Primos ecce libros quos hæc industria finxit

Francorum in terris, ædibus atque tuis.

Michael, Udalricus Martinusque magistri

Hos impresserunt ac facient alios.’

The classical taste of the patrons of the first press is strongly shown by its productions, for within the first three years a most important series of classical books had been published. Florus and Sallust (both first editions), Terence, Virgil’s Eclogues and Georgics, Juvenal and Persius, Cicero’s Tusculan Disputations, and Valerius Maximus, are amongst the books they issued.

In 1470-71 these printers finished thirteen books, while in the following year, before moving from the Sorbonne, they printed no less than seventeen. Some time towards the end of 1472 they left the Sorbonne and migrated to the Rue St. Jacques, where two other printers—Kaiser and Stoll—were already settled in partnership at the sign of the Green Ball (Intersignium viridis follis).

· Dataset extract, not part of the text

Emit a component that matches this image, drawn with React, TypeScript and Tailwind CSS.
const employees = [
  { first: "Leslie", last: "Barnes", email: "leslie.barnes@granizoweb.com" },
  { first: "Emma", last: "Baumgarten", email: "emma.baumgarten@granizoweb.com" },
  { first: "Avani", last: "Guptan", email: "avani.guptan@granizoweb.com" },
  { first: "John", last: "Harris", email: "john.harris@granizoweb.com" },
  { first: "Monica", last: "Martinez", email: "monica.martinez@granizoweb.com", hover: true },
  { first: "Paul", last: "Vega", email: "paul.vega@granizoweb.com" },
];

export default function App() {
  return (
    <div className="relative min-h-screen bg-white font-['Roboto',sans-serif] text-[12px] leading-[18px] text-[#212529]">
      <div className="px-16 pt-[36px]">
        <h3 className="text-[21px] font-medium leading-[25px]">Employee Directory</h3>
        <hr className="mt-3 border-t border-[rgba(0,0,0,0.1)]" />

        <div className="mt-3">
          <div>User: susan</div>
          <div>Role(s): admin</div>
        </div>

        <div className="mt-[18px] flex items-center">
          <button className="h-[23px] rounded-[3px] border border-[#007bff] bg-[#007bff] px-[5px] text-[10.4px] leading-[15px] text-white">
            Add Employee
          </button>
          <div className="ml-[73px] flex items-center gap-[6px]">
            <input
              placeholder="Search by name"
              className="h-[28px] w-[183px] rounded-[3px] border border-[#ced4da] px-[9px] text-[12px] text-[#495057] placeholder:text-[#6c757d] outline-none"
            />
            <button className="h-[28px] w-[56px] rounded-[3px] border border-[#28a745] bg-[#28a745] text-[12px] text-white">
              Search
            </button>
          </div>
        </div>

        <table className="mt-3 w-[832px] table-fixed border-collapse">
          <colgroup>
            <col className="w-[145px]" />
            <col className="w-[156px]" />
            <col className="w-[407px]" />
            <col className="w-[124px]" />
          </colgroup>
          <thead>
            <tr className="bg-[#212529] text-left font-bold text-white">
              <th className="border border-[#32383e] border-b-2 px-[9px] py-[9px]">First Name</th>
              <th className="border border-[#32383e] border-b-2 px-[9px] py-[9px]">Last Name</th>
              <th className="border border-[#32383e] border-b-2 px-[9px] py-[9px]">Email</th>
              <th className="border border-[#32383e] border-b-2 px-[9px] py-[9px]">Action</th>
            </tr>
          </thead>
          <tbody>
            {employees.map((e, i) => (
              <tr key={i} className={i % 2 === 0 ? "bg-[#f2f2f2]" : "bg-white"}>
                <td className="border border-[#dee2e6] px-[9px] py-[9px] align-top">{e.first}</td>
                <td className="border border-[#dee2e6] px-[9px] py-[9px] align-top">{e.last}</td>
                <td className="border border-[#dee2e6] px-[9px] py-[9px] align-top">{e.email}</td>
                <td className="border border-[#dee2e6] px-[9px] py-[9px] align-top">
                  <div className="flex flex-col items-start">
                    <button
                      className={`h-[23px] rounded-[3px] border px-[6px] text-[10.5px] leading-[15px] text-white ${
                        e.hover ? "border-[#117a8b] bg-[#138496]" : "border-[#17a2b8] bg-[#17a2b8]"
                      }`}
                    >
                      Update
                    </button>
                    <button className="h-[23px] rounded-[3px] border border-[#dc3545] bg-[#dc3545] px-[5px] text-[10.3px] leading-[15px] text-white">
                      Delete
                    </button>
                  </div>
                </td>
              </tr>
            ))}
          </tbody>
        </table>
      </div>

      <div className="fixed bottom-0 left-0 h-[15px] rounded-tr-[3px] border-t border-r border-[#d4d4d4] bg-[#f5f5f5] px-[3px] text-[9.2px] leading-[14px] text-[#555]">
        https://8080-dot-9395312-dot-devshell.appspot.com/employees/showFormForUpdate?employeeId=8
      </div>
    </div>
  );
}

In 1472 was issued the Gasparini Orthographia. The copy of this book in the library at Basle contains a unique supplementary letter from Fichet to Robert Gaguin, in which is the following interesting statement about the invention of printing:—‘Report says that there (in Germany), not far from the city of Mainz (Ferunt enim illic, haud procul a civitate Maguncia), there was a certain John, whose surname was Gutenberg, who first of any thought out the art of printing ... by which art books are printed from metal letters.’[24]

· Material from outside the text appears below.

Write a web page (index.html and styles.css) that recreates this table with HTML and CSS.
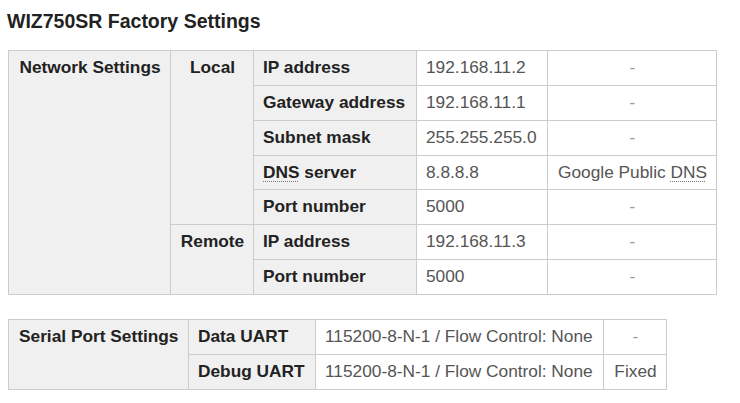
FILE: index.html
```html
<!DOCTYPE html>
<html>
<head>
<meta charset="utf-8">
<link rel="stylesheet" href="styles.css">
</head>
<body>
<div class="page">
  <h4 class="title">WIZ750SR Factory Settings</h4>
  <table class="tbl net">
    <colgroup>
      <col class="c1"><col class="c2"><col class="c3"><col class="c4"><col class="c5">
    </colgroup>
    <tr>
      <th rowspan="7" class="grp">Network Settings</th>
      <th rowspan="5" class="sub">Local</th>
      <th class="lbl">IP address</th>
      <td class="val">192.168.11.2</td>
      <td class="note dash">-</td>
    </tr>
    <tr>
      <th class="lbl">Gateway address</th>
      <td class="val">192.168.11.1</td>
      <td class="note dash">-</td>
    </tr>
    <tr>
      <th class="lbl">Subnet mask</th>
      <td class="val">255.255.255.0</td>
      <td class="note dash">-</td>
    </tr>
    <tr>
      <th class="lbl"><abbr>DNS</abbr> server</th>
      <td class="val">8.8.8.8</td>
      <td class="note">Google Public <abbr>DNS</abbr></td>
    </tr>
    <tr>
      <th class="lbl">Port number</th>
      <td class="val">5000</td>
      <td class="note dash">-</td>
    </tr>
    <tr>
      <th rowspan="2" class="sub">Remote</th>
      <th class="lbl">IP address</th>
      <td class="val">192.168.11.3</td>
      <td class="note dash">-</td>
    </tr>
    <tr>
      <th class="lbl">Port number</th>
      <td class="val">5000</td>
      <td class="note dash">-</td>
    </tr>
  </table>

  <table class="tbl serial">
    <colgroup>
      <col class="s1"><col class="s2"><col class="s3"><col class="s4">
    </colgroup>
    <tr>
      <th rowspan="2" class="grp">Serial Port Settings</th>
      <th class="lbl">Data UART</th>
      <td class="val">115200-8-N-1 / Flow Control: None</td>
      <td class="note dash">-</td>
    </tr>
    <tr>
      <th class="lbl">Debug UART</th>
      <td class="val">115200-8-N-1 / Flow Control: None</td>
      <td class="note">Fixed</td>
    </tr>
  </table>
</div>
</body>
</html>
```

FILE: styles.css
```css
html, body {
  margin: 0;
  padding: 0;
  background: #ffffff;
}

.page {
  padding: 10px 0 0 8px;
  font-family: "Liberation Sans", Arial, sans-serif;
  color: #222222;
}

.title {
  margin: 0 0 18px -1px;
  font-size: 19.5px;
  line-height: 22px;
  font-weight: bold;
  color: #222222;
}

.tbl {
  border-collapse: collapse;
  table-layout: fixed;
  font-size: 17.3px;
  line-height: 19.86px;
}

.tbl th,
.tbl td {
  border: 1px solid #cccccc;
  padding: 7px 8px 7px 9px;
  white-space: nowrap;
  overflow: hidden;
}

.tbl th {
  background: #f0f0f0;
  font-weight: bold;
  color: #222222;
}

.grp,
.sub {
  vertical-align: top;
  text-align: center;
}

.lbl {
  text-align: left;
}

.val {
  background: #ffffff;
  color: #555555;
  text-align: left;
}

.note {
  background: #ffffff;
  color: #555555;
  text-align: center;
}

.dash {
  color: #999999;
}

abbr {
  text-decoration: underline dotted;
  text-decoration-thickness: 1px;
  text-underline-offset: 3px;
  text-decoration-color: #777777;
}

.net {
  width: 708px;
}

.c1 { width: 162px; }
.c2 { width: 83px; }
.c3 { width: 163px; }
.c4 { width: 131px; }
.c5 { width: 169px; }

.serial {
  width: 658px;
  margin-top: 24px;
}

.serial .grp {
  text-align: left;
  padding-left: 10px;
}

.s1 { width: 180px; }
.s2 { width: 127px; }
.s3 { width: 288px; }
.s4 { width: 63px; }
```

[24] Mr. Hessels, in his Haarlem the Birthplace of Printing, not Mentz, attempts to weaken the value of this evidence, and translates ‘ferunt enim illic’ as ‘a rumour current in Germany,’—a striking example of ingenious mistranslation. ‘Illic’ is, of course, to be taken with what follows, and is further defined by ‘haud procul a civitate Maguncia.’

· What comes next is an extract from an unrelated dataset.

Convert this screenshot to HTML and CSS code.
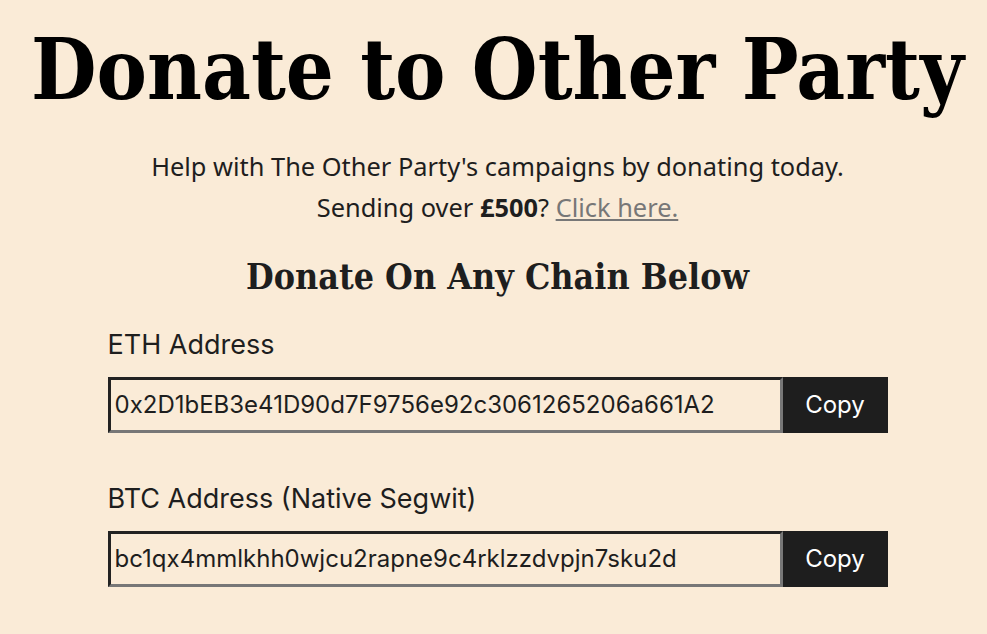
FILE: index.html
```html
<!DOCTYPE html>
<html lang="en">
<head>
    <meta charset="UTF-8">
    <meta name="viewport" content="width=device-width, initial-scale=1.0">
    <title>Donate to Other Party</title>
    <link rel="stylesheet" href="styles.css">
</head>
<body>
    <h1 class="title">Donate to Other Party</h1>
    <p class="intro">Help with The Other Party's campaigns by donating today.<br>
        Sending over <strong>£500</strong>? <a href="#">Click here.</a></p>
    <h2 class="subtitle">Donate On Any Chain Below</h2>
    <div class="chains">
        <div class="chain">
            <label for="eth">ETH Address</label>
            <div class="address-row">
                <input id="eth" type="text" value="0x2D1bEB3e41D90d7F9756e92c3061265206a661A2" readonly>
                <button class="copy-btn">Copy</button>
            </div>
        </div>
        <div class="chain">
            <label for="btc">BTC Address (Native Segwit)</label>
            <div class="address-row">
                <input id="btc" type="text" value="bc1qx4mmlkhh0wjcu2rapne9c4rklzzdvpjn7sku2d" readonly>
                <button class="copy-btn">Copy</button>
            </div>
        </div>
    </div>
</body>
</html>
```

FILE: styles.css
```css
body {
    background: #faebd7;
    color: #1e1e1e;
    margin: 0 0 0 8px;
    text-align: center;
    font-family: 'Noto Sans', sans-serif;
}
.title {
    font-family: 'DejaVu Serif Condensed', 'DejaVu Serif', serif;
    font-stretch: semi-condensed;
    font-size: 84px;
    color: #000;
    margin: 20px 0 0;
    line-height: 1.2;
    white-space: nowrap;
}
.intro {
    font-size: 25.4px;
    line-height: 41px;
    margin: 25px 0 0;
}
.intro a {
    color: #777;
}
.subtitle {
    font-family: 'DejaVu Serif Condensed', 'DejaVu Serif', serif;
    font-stretch: semi-condensed;
    font-size: 35.5px;
    margin: 28px 0 0;
}
.chains {
    width: 780px;
    margin: 0 auto;
    text-align: left;
    font-family: Inter, sans-serif;
}
.chain {
    margin-top: 31px;
}
.chain + .chain {
    margin-top: 49px;
}
label {
    display: block;
    font-size: 27px;
    margin-bottom: 16px;
}
.address-row {
    display: flex;
    height: 56px;
}
.address-row input {
    flex: 1;
    min-width: 0;
    box-sizing: border-box;
    height: 56px;
    border: 3px solid;
    border-color: #222 #777 #777 #222;
    background: transparent;
    font-family: Inter, sans-serif;
    font-size: 24px;
    color: #1e1e1e;
    padding: 0 4px;
}
.copy-btn {
    width: 105px;
    border: none;
    background: #1e1e1e;
    color: #fff;
    font-family: Inter, sans-serif;
    font-size: 24px;
    cursor: pointer;
}
```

Between the two printing offices in the Rue St. Jacques a keen spirit of rivalry arose; and this was carried to such an extent, that no sooner was a book printed by one than another edition was issued by the other—a sign that the demand for such books must have been large. The earliest type used by these first printers is an exquisite Roman, the letters being more square than the best Roman type of Venice, and far surpassing it in beauty. Round brackets are used, and all the generally used stops are found. The first type of Kaiser and Stoll is also Roman, with neat and very distinctive capitals, and the small l has a short stroke coming out on the left side about half-way up, a peculiarity still retained in all the Roman type belonging to the ‘Imprimerie Nationale.’ The popular taste seems to have been for Gothic type, and very few printers made use of Roman before the year 1500.